We should use this information to decide how we can help our fellow parliamentarians best without posing any additional threat to the people concerned. The motion on the protection of threatened human rights defenders proposes various courses of action: drawing attention at home and abroad to threatened and detained HRD during talks with political decision makers and in petition letters and urging that they be protected or released; paying tribute to the commitment of HRD when abroad by talking personally to them wherever possible; visiting them in prison; calling for them to be given a fair trial and observing the court proceedings; ascertaining whether special partnerships can help to support threatened fellow parliamentarians abroad.

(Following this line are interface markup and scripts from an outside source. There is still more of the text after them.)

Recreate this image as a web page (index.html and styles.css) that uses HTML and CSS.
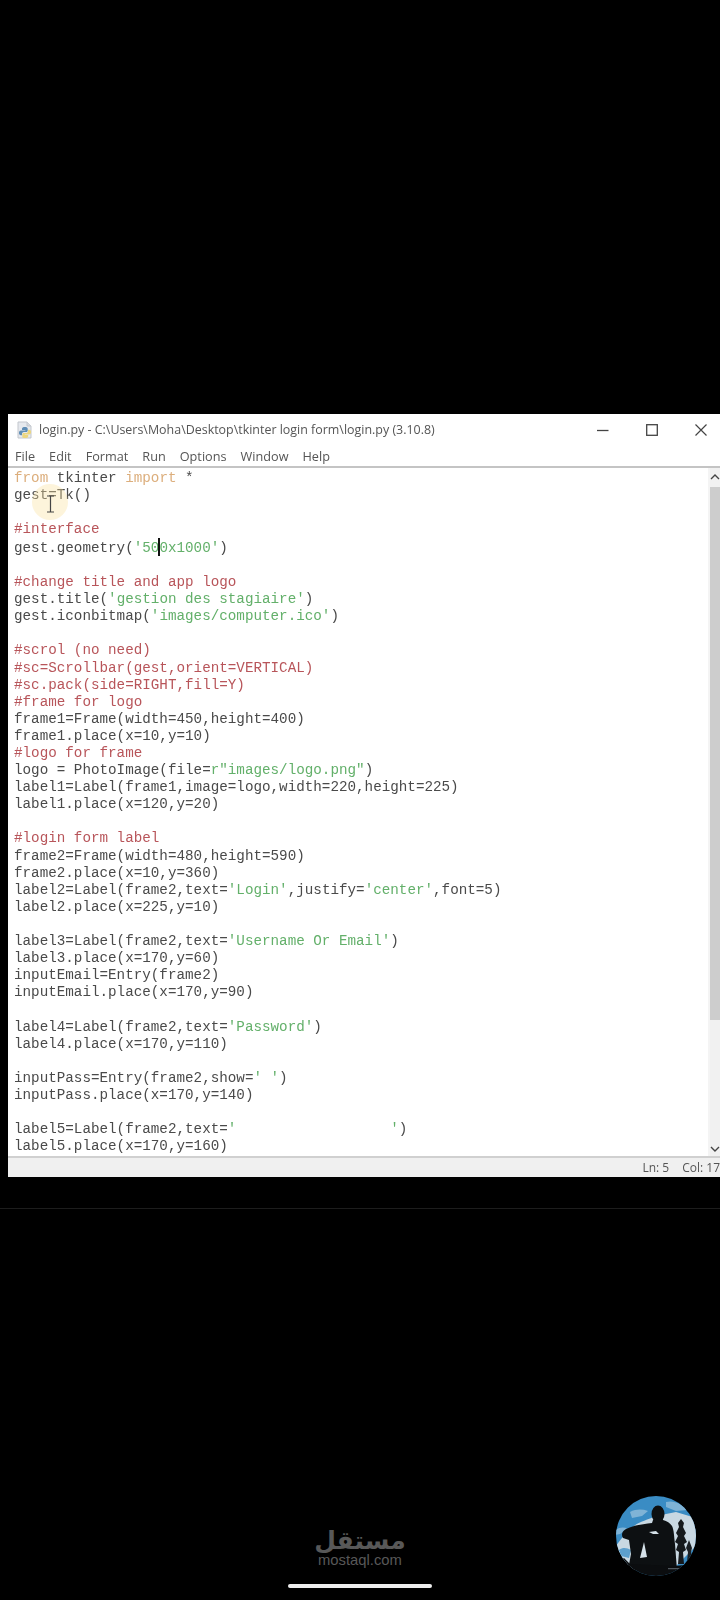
FILE: index.html
```html
<!DOCTYPE html>
<html lang="en">
<head>
<meta charset="utf-8">
<title>login.py</title>
<link rel="stylesheet" href="styles.css">
</head>
<body>
<main class="window">
  <header class="titlebar">
    <svg class="py-icon" viewBox="0 0 18 18" width="18" height="18">
      <path d="M2 1h9l4 4v12H2z" fill="#e6e9ee" stroke="#c3c7cd"/>
      <path d="M11 1v4h4" fill="#d5d9e0" stroke="#c3c7cd"/>
      <path d="M9 6c-2 0-3 .6-3 1.800V9h3.400v.6H4.800C3.600 9.600 3 10.600 3 12s.8 2.200 1.800 2.200H6v-1.500c0-1 .9-1.800 1.900-1.800h2.300c.9 0 1.500-.7 1.500-1.500V7.800C11.700 6.600 10.600 6 9 6z" fill="#5f8db5"/>
      <path d="M9.200 17c2 0 3-.6 3-1.800V14H8.800v-.6h4.400c1.200 0 1.800-1 1.800-2.400s-.8-2.200-1.800-2.200H12v1.500c0 1-.9 1.800-1.900 1.800H7.800c-.9 0-1.500.7-1.500 1.500v2.200c0 1.200 1.300 1.200 2.900 1.200z" fill="#ecd67e"/>
    </svg>
    <span class="title-text">login.py - C:\Users\Moha\Desktop\tkinter login form\login.py (3.10.8)</span>
    <div class="controls">
      <svg viewBox="0 0 12 12" width="12" height="12"><path d="M0 6.500h11.500" stroke="#444" stroke-width="1.300"/></svg>
      <svg viewBox="0 0 12 12" width="12" height="12"><rect x=".7" y=".7" width="10.600" height="10.600" fill="none" stroke="#444" stroke-width="1.300"/></svg>
      <svg viewBox="0 0 12 12" width="12" height="12"><path d="M.5.500l11 11M11.500.500l-11 11" stroke="#444" stroke-width="1.200" fill="none"/></svg>
    </div>
  </header>
  <nav class="menubar">
    <span>File</span><span>Edit</span><span>Format</span><span>Run</span><span>Options</span><span>Window</span><span>Help</span>
  </nav>
  <div class="editor">
<pre class="code"><span class="kw">from</span> tkinter <span class="kw">import</span> *
gest=Tk()

<span class="cm">#interface</span>
gest.geometry(<span class="st">'50<span class="caret"></span>0x1000'</span>)

<span class="cm">#change title and app logo</span>
gest.title(<span class="st">'gestion des stagiaire'</span>)
gest.iconbitmap(<span class="st">'images/computer.ico'</span>)

<span class="cm">#scrol (no need)</span>
<span class="cm">#sc=Scrollbar(gest,orient=VERTICAL)</span>
<span class="cm">#sc.pack(side=RIGHT,fill=Y)</span>
<span class="cm">#frame for logo</span>
frame1=Frame(width=450,height=400)
frame1.place(x=10,y=10)
<span class="cm">#logo for frame</span>
logo = PhotoImage(file=<span class="st">r"images/logo.png"</span>)
label1=Label(frame1,image=logo,width=220,height=225)
label1.place(x=120,y=20)

<span class="cm">#login form label</span>
frame2=Frame(width=480,height=590)
frame2.place(x=10,y=360)
label2=Label(frame2,text=<span class="st">'Login'</span>,justify=<span class="st">'center'</span>,font=5)
label2.place(x=225,y=10)

label3=Label(frame2,text=<span class="st">'Username Or Email'</span>)
label3.place(x=170,y=60)
inputEmail=Entry(frame2)
inputEmail.place(x=170,y=90)

label4=Label(frame2,text=<span class="st">'Password'</span>)
label4.place(x=170,y=110)

inputPass=Entry(frame2,show=<span class="st">' '</span>)
inputPass.place(x=170,y=140)

label5=Label(frame2,text=<span class="st">'                  '</span>)
label5.place(x=170,y=160)</pre>
    <div class="scrollbar">
      <svg class="arrow" viewBox="0 0 10 6" width="10" height="6"><path d="M1 5l4-4 4 4" fill="none" stroke="#444" stroke-width="1.400"/></svg>
      <div class="thumb"></div>
      <svg class="arrow" viewBox="0 0 10 6" width="10" height="6"><path d="M1 1l4 4 4-4" fill="none" stroke="#444" stroke-width="1.400"/></svg>
    </div>
    <div class="pointer-glow"></div>
    <svg class="ibeam" viewBox="0 0 9 18" width="9" height="18"><path d="M1 1h7M4.500 1v16M1 17h7" fill="none" stroke="#444" stroke-width="1.200"/></svg>
  </div>
  <footer class="statusbar"><span>Ln: 5</span><span>Col: 17</span></footer>
</main>
<div class="divider"></div>
<section class="bottom">
  <div class="brand">
    <span class="brand-ar" lang="ar" dir="rtl">مستقل</span>
    <span class="brand-en">mostaql.com</span>
  </div>
  <svg class="avatar" viewBox="0 0 80 80" width="80" height="80">
    <defs><clipPath id="disc"><circle cx="40" cy="40" r="40"/></clipPath></defs>
    <g clip-path="url(#disc)">
      <rect width="80" height="80" fill="#3a8cc4"/>
      <path d="M0 50C6 42 10 36 18 30c6-5 14-6 22-10l20-4 20 6v28l-24 24H0z" fill="#c9d8e2"/>
      <path d="M14 16c6-3 12-3 18-1l-6 5-10 2zM50 6c8-2 16 2 22 8l-12 1-10-4zM0 34c4-3 8-3 12-1l-8 5-6 1z" fill="#7fb3d6"/>
      <path d="M3 54c4-3 8-2 12 0l-2 8-8-2z" fill="#5d9fcc"/>
      <path d="M62 68l1-12-3-2 2-6-3-2 3-6-2-3 3-6-1-4 3-4 3 4-1 4 3 6-2 3 3 6-3 2 2 6-3 2 1 12z" fill="#15191c"/>
      <path d="M71 66l1-10-2-4 3-8 3 8-1 4 2 10z" fill="#1b2024"/>
      <ellipse cx="42" cy="18" rx="6.500" ry="8.500" fill="#0d1012"/>
      <path d="M37 24l-1 3c-8 1-18 2-26 6-4 2-5 6-3 9l6 2 2 14-3 16h49l-2-26c-1-8-1-14-3-18-2-3-5-5-9-6l-1-3z" fill="#0d1012"/>
      <path d="M33 36l7-1 3 3-6 0zM24 62l4-16 3 15z" fill="#d5e1e9"/>
      <path d="M0 68l8-6 6 6 44 2 22-2v12H0z" fill="#0b0d0f"/>
      <path d="M52 72h24v1.200H52z" fill="#50575e"/>
    </g>
  </svg>
</section>
<div class="homebar"></div>
</body>
</html>
```

FILE: styles.css
```css
* { box-sizing: border-box; }
html, body { margin: 0; padding: 0; background: #000; }
body { width: 720px; height: 1600px; overflow: hidden; font-family: "Open Sans", "Noto Sans", sans-serif; }

.window {
  margin: 414px 0 0 8px;
  width: 712px;
  height: 763px;
  background: #fff;
  display: flex;
  flex-direction: column;
  color: #4a4a4a;
}

.titlebar {
  height: 29px;
  flex: none;
  display: flex;
  align-items: center;
  padding-left: 8px;
  padding-top: 2px;
  font-size: 12.450px;
  filter: blur(0.35px);
}
.py-icon { flex: none; margin-right: 5px; filter: blur(0.5px); }
.title-text { white-space: nowrap; color: #555; }
.controls { margin-left: auto; display: flex; gap: 37px; padding-right: 13px; }

.menubar {
  height: 25px;
  flex: none;
  display: flex;
  align-items: center;
  gap: 14px;
  padding: 3px 0 0 7px;
  font-size: 12.700px;
  color: #555;
  border-bottom: 2px solid #c4c4c4;
  filter: blur(0.3px);
}

.editor { position: relative; flex: 1; display: flex; min-height: 0; overflow: hidden; }

.code {
  flex: 1;
  margin: 0;
  padding: 1.500px 0 0 6px;
  font-family: "Liberation Mono", monospace;
  font-size: 14.260px;
  line-height: 17.100px;
  color: #4a4a4a;
  filter: blur(0.4px);
}
.kw { color: #dcae7c; }
.cm { color: #b8555a; }
.st { color: #63b06a; }
.caret {
  display: inline-block;
  width: 2px;
  height: 18px;
  margin: 0 -1px -4px -1px;
  background: #111;
}

.scrollbar {
  flex: none;
  width: 12px;
  border-left: 2px solid #f4f4f4;
  background: #f1f1f1;
  display: flex;
  flex-direction: column;
  align-items: center;
  padding: 6px 0 4px;
}
.arrow { flex: none; }
.thumb { width: 100%; flex: none; height: 533px; margin: 7px 0 auto; background: #cdcdcd; }

.pointer-glow {
  position: absolute;
  left: 24px;
  top: 16px;
  width: 36px;
  height: 36px;
  border-radius: 50%;
  background: rgba(250, 225, 160, 0.38);
  pointer-events: none;
}
.ibeam { position: absolute; left: 38px; top: 27px; }

.statusbar {
  height: 21px;
  flex: none;
  display: flex;
  align-items: center;
  justify-content: flex-end;
  gap: 13px;
  border-top: 2px solid #d0d0d0;
  background: #f0f0f0;
  font-size: 12px;
  color: #555;
  white-space: nowrap;
  overflow: hidden;
  filter: blur(0.3px);
}

.divider { height: 1px; margin-top: 31px; background: #1d1d1d; }

.bottom {
  margin-top: 287px;
  height: 80px;
  display: flex;
  align-items: flex-end;
  padding: 0 24px 0 317px;
}
.brand { display: flex; flex-direction: column; align-items: center; width: 86px; padding-bottom: 8px; color: #585858; }
.brand-ar { font-family: "DejaVu Sans", sans-serif; font-weight: 700; font-size: 25px; line-height: 30px; margin-bottom: -4px; white-space: nowrap; }
.brand-en { font-family: "Liberation Sans", sans-serif; font-size: 14.800px; line-height: 16px; white-space: nowrap; }
.avatar { margin-left: auto; flex: none; }

.homebar { width: 144px; height: 4px; margin: 8px auto 0; background: #eee; border-radius: 2px; }
```
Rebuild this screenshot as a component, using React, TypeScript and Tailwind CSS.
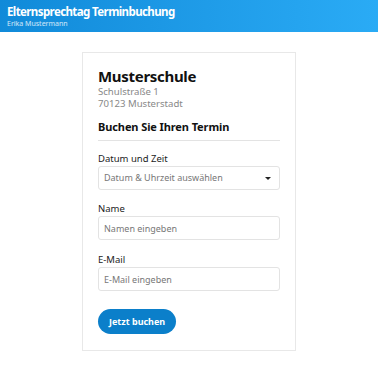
export default function App() {
  return (
    <div className="min-h-[365px] bg-white font-['Noto_Sans',sans-serif] text-[#222]">
      <header className="h-[32px] bg-gradient-to-r from-[#108ad9] to-[#2aabf5] px-[7px] pt-[4px] text-white">
        <h1 className="text-[11.5px] font-bold leading-[15px] tracking-[-0.6px]">Elternsprechtag Terminbuchung</h1>
        <p className="text-[7px] leading-[10px] text-white/80">Erika Mustermann</p>
      </header>
      <main className="flex justify-center pt-[20px]">
        <div className="w-[214px] border border-[#e8e8e8] bg-white px-[15px] pt-[13px] pb-[16px]">
          <h2 className="text-[15px] font-bold leading-[20px] tracking-[-0.3px] text-[#111]">Musterschule</h2>
          <p className="text-[9.6px] leading-[12px] text-[#888]">Schulstraße 1</p>
          <p className="text-[9.6px] leading-[12px] text-[#888]">70123 Musterstadt</p>
          <h3 className="mt-[9px] text-[11px] font-bold leading-[16px] tracking-[-0.1px] text-[#111]">Buchen Sie Ihren Termin</h3>
          <hr className="mt-[5px] border-t border-[#e3e3e3]" />
          <div className="mt-[11px]">
            <label className="block text-[9.5px] leading-[14px] text-[#222]">Datum und Zeit</label>
            <div className="flex h-[24px] items-center justify-between rounded-[3px] border border-[#e3e3e3] pl-[5px] pr-[8px]">
              <span className="text-[9px] text-[#777]">Datum &amp; Uhrzeit auswählen</span>
              <span className="h-0 w-0 border-x-[3px] border-t-[3px] border-x-transparent border-t-[#222]" />
            </div>
          </div>
          <div className="mt-[12px]">
            <label className="block text-[9.5px] leading-[14px] text-[#222]">Name</label>
            <input
              className="block h-[24px] w-full rounded-[3px] border border-[#e3e3e3] px-[5px] text-[9px] text-[#222] outline-none placeholder:text-[#777]"
              placeholder="Namen eingeben"
            />
          </div>
          <div className="mt-[13px]">
            <label className="block text-[9.5px] leading-[14px] text-[#222]">E-Mail</label>
            <input
              className="block h-[24px] w-full rounded-[3px] border border-[#e3e3e3] px-[5px] text-[9px] text-[#222] outline-none placeholder:text-[#777]"
              placeholder="E-Mail eingeben"
            />
          </div>
          <button className="mt-[18px] h-[25px] rounded-full bg-[#0b7fca] px-[11px] text-[9px] font-bold text-white">
            Jetzt buchen
          </button>
        </div>
      </main>
    </div>
  )
}
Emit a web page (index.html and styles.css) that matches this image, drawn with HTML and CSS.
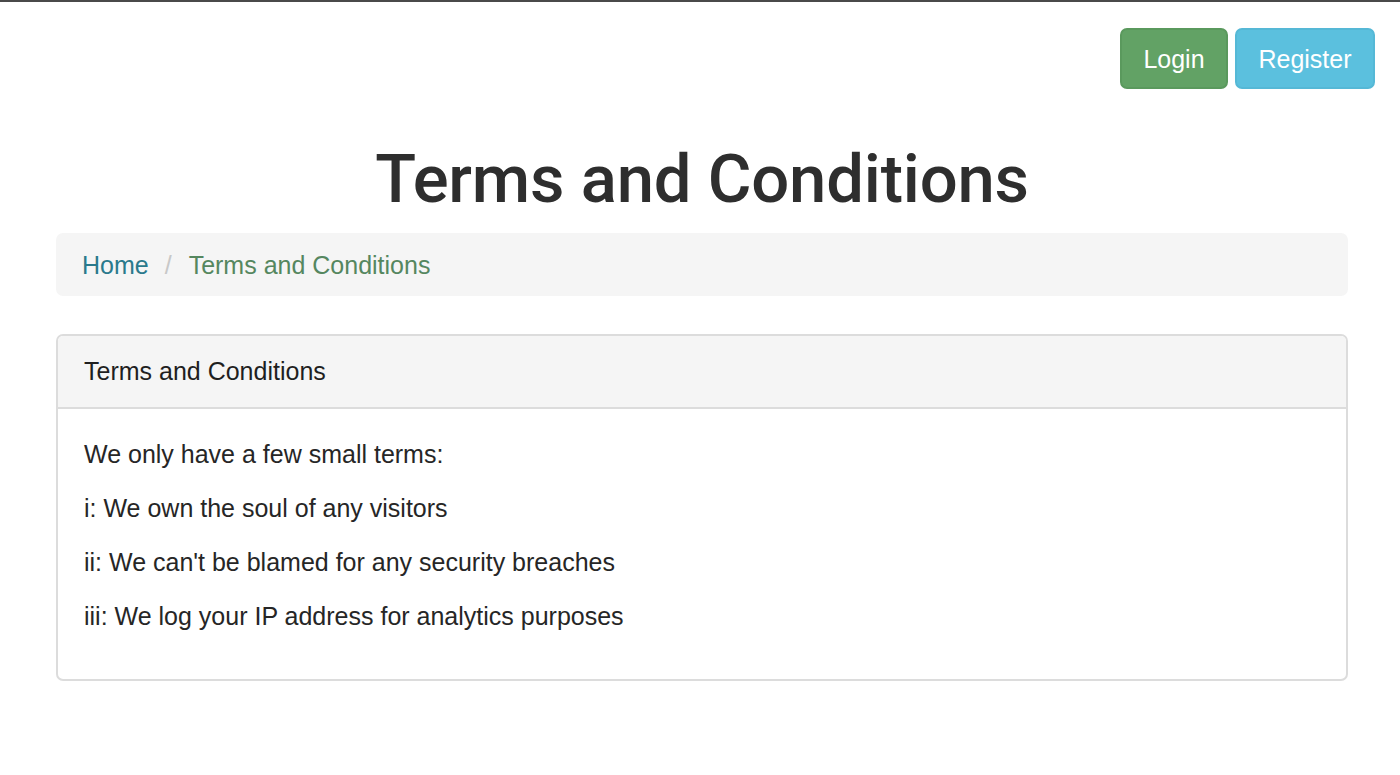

We can also use the given information to offer support from within Europe. It provides a sound basis for petitions and talks with political decision makers from countries in which human rights are violated. To ensure that the information is kept up to date, it is of utmost importance that – after having had talks or travelled abroad – we should report to the secretariat of the Committee on Human Rights our impressions and the activities we engaged in and make recommendations on future procedure. Our active involvement will undoubtedly prove worthwhile because human rights throughout the world would be in a sorry state without the courage and perseverance of those who defend them. Human rights defenders in politics need our protection and increased action.